▶ **Challenge**: Set each record down exactly, excluding all images.

# start of Records provided

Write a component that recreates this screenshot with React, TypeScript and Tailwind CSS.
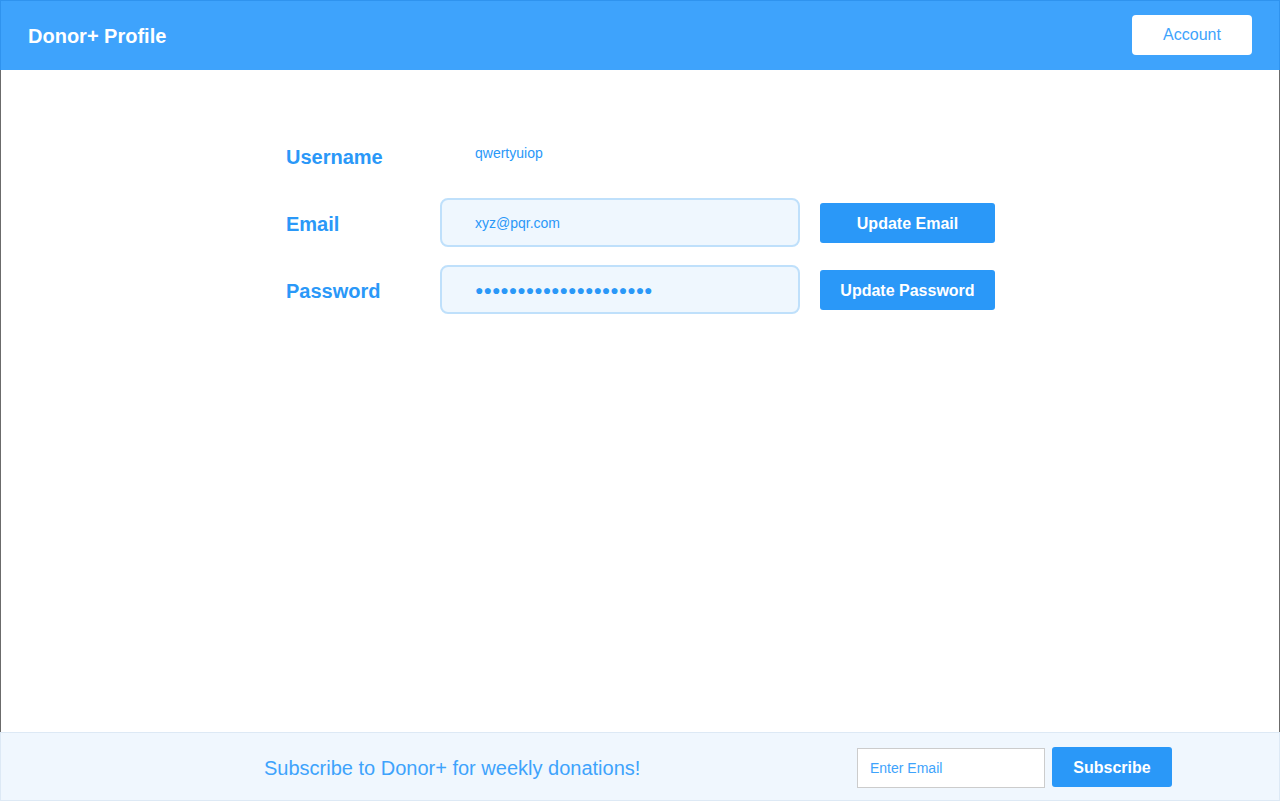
import React from "react";

export default function App() {
  const font = { fontFamily: '"Liberation Sans", Arial, sans-serif' };
  const label = "w-[154px] pt-[2px] text-[20px] leading-[24px] font-bold text-[#2a98f8]";
  return (
    <div className="w-full h-[802px] flex flex-col bg-white" style={font}>
      <header className="h-[70px] shrink-0 bg-[#3ea3fc] border border-b-0 border-[#2f93ee] flex items-start justify-between pl-[27px] pr-[27px]">
        <h1 className="mt-[23px] text-[20px] leading-[24px] font-bold text-white">Donor+ Profile</h1>
        <button className="mt-[14px] w-[120px] h-[40px] bg-white rounded-[4px] text-[16px] text-[#3ea3fc]">
          Account
        </button>
      </header>
      <main className="flex-1 border-x border-[#6b6b6b] pt-[61px] pl-[285px]">
        <div className="flex flex-col gap-[18px]">
          <div className="flex items-center h-[49px]">
            <div className={label}>Username</div>
            <div className="pl-[35px] pb-[4px] text-[14px] text-[#2a98f8]">qwertyuiop</div>
          </div>
          <div className="flex items-center h-[49px]">
            <div className={label}>Email</div>
            <div className="w-[360px] h-[49px] border-2 border-[#bfe0fb] rounded-[8px] bg-[#eff7fe] flex items-center pl-[33px] pt-[1px] text-[14px] text-[#2a98f8]">
              xyz@pqr.com
            </div>
            <button className="ml-[20px] w-[175px] h-[40px] pt-[2px] bg-[#2a98f8] rounded-[3px] text-[16px] font-bold text-white">
              Update Email
            </button>
          </div>
          <div className="flex items-center h-[49px]">
            <div className={label}>Password</div>
            <div className="w-[360px] h-[49px] border-2 border-[#bfe0fb] rounded-[8px] bg-[#eff7fe] flex items-center pl-[33px] pt-[1px] text-[14px] text-[#2a98f8]">
              ●●●●●●●●●●●●●●●●●●●●●
            </div>
            <button className="ml-[20px] w-[175px] h-[40px] pt-[2px] bg-[#2a98f8] rounded-[3px] text-[16px] font-bold text-white">
              Update Password
            </button>
          </div>
        </div>
      </main>
      <footer className="h-[69px] mb-[1px] shrink-0 bg-[#f0f7fe] border border-[#dde9f5] flex items-center pl-[263px]">
        <div className="w-[593px] pt-[2px] text-[20px] text-[#3ea3fc]">Subscribe to Donor+ for weekly donations!</div>
        <div className="w-[188px] h-[40px] bg-white border border-[#cccccc] flex items-center pl-[12px] pt-[2px] text-[14px] text-[#3ea3fc] mt-[2px]">
          Enter Email
        </div>
        <button className="ml-[7px] w-[120px] h-[40px] pt-[2px] bg-[#2a98f8] rounded-[3px] text-[16px] font-bold text-white">
          Subscribe
        </button>
      </footer>
    </div>
  );
}
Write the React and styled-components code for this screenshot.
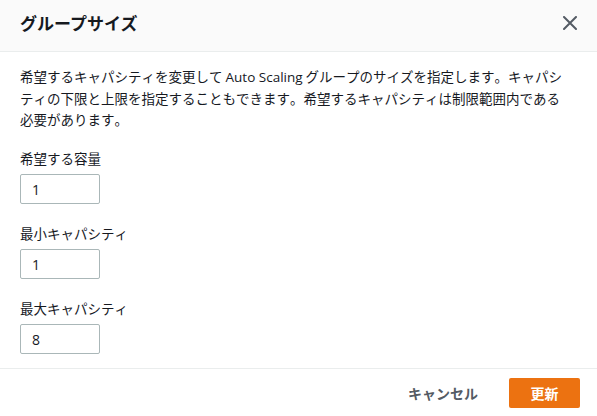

# end of Records provided

▶ **Written response**:
Write a component that recreates this screenshot with React, TypeScript and Tailwind CSS.
import React from "react";

export default function App() {
  const font = { fontFamily: '"Liberation Sans", Arial, sans-serif' };
  const label = "w-[154px] pt-[2px] text-[20px] leading-[24px] font-bold text-[#2a98f8]";
  return (
    <div className="w-full h-[802px] flex flex-col bg-white" style={font}>
      <header className="h-[70px] shrink-0 bg-[#3ea3fc] border border-b-0 border-[#2f93ee] flex items-start justify-between pl-[27px] pr-[27px]">
        <h1 className="mt-[23px] text-[20px] leading-[24px] font-bold text-white">Donor+ Profile</h1>
        <button className="mt-[14px] w-[120px] h-[40px] bg-white rounded-[4px] text-[16px] text-[#3ea3fc]">
          Account
        </button>
      </header>
      <main className="flex-1 border-x border-[#6b6b6b] pt-[61px] pl-[285px]">
        <div className="flex flex-col gap-[18px]">
          <div className="flex items-center h-[49px]">
            <div className={label}>Username</div>
            <div className="pl-[35px] pb-[4px] text-[14px] text-[#2a98f8]">qwertyuiop</div>
          </div>
          <div className="flex items-center h-[49px]">
            <div className={label}>Email</div>
            <div className="w-[360px] h-[49px] border-2 border-[#bfe0fb] rounded-[8px] bg-[#eff7fe] flex items-center pl-[33px] pt-[1px] text-[14px] text-[#2a98f8]">
              xyz@pqr.com
            </div>
            <button className="ml-[20px] w-[175px] h-[40px] pt-[2px] bg-[#2a98f8] rounded-[3px] text-[16px] font-bold text-white">
              Update Email
            </button>
          </div>
          <div className="flex items-center h-[49px]">
            <div className={label}>Password</div>
            <div className="w-[360px] h-[49px] border-2 border-[#bfe0fb] rounded-[8px] bg-[#eff7fe] flex items-center pl-[33px] pt-[1px] text-[14px] text-[#2a98f8]">
              ●●●●●●●●●●●●●●●●●●●●●
            </div>
            <button className="ml-[20px] w-[175px] h-[40px] pt-[2px] bg-[#2a98f8] rounded-[3px] text-[16px] font-bold text-white">
              Update Password
            </button>
          </div>
        </div>
      </main>
      <footer className="h-[69px] mb-[1px] shrink-0 bg-[#f0f7fe] border border-[#dde9f5] flex items-center pl-[263px]">
        <div className="w-[593px] pt-[2px] text-[20px] text-[#3ea3fc]">Subscribe to Donor+ for weekly donations!</div>
        <div className="w-[188px] h-[40px] bg-white border border-[#cccccc] flex items-center pl-[12px] pt-[2px] text-[14px] text-[#3ea3fc] mt-[2px]">
          Enter Email
        </div>
        <button className="ml-[7px] w-[120px] h-[40px] pt-[2px] bg-[#2a98f8] rounded-[3px] text-[16px] font-bold text-white">
          Subscribe
        </button>
      </footer>
    </div>
  );
}
Write the React and styled-components code for this screenshot.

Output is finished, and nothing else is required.